In 1878 Hopkinson founded his own electrical engineering company. Collaborating with Edward Hopkinson, one of his brothers, he applied the theory of electricity and magnetism to the development of electric motors. He used his mathematical expertise to give a general theory of alternating currents and he applied this theory to the operation of alternating current generators in parallel.
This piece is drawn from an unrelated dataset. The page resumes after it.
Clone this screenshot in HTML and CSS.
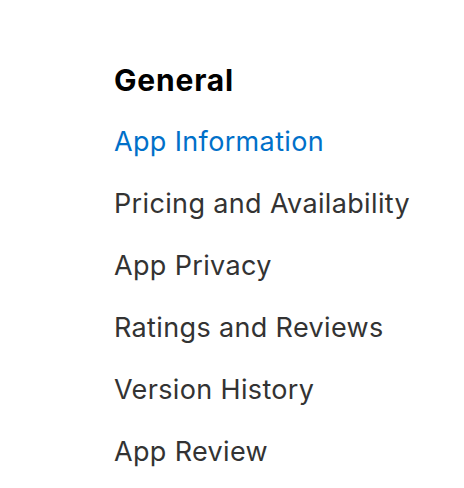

Hopkinson was appointed professor of electrical engineering at King's College, London, in 1890. At the same time he became director of the newly founded Siemens Laboratory. In the same year he was awarded a Royal Society medal for his work on the magnetic properties of iron. He became famed for his expertise in electricity and as a result was employed as a consultant on many projects. In particular Manchester corporation employed him to advise on providing electric light for the city in 1891. He devised a system to charge customers for the amount of electricity that they used with [6]:-
... a charge, which is calculated partly by the quantity of energy contained in the supply and partly by a yearly or other rental, depending upon the maximum strength of the current to be supplied.
From 1896 he was employed to advise on electric traction for the corporations of Liverpool, of Leeds, and of St Helens. Railway companies used him as a consultant such as the City and South London Railway and the Kirkstall and Roundhay Tramway in Leeds.
When at the height of his powers Hopkinson was killed in a mountaineering accident while on holiday in Switzerland. His son and two daughters died in the same accident on Mount Petite Dent de Veisivi. Although Hopkinson's life was cut short by the accident, he had already received several honours for his contributions of applying mathematics to engineering. In addition to his election to the Royal Society which we mentioned above, he was President of the Institution of Electrical Engineers on two occasions. A member of the Institution of Civil Engineers from 1877, he gave the James Forrest lecture to the Institution in 1894 on the relation of mathematics to engineering, and served on the Council in 1895.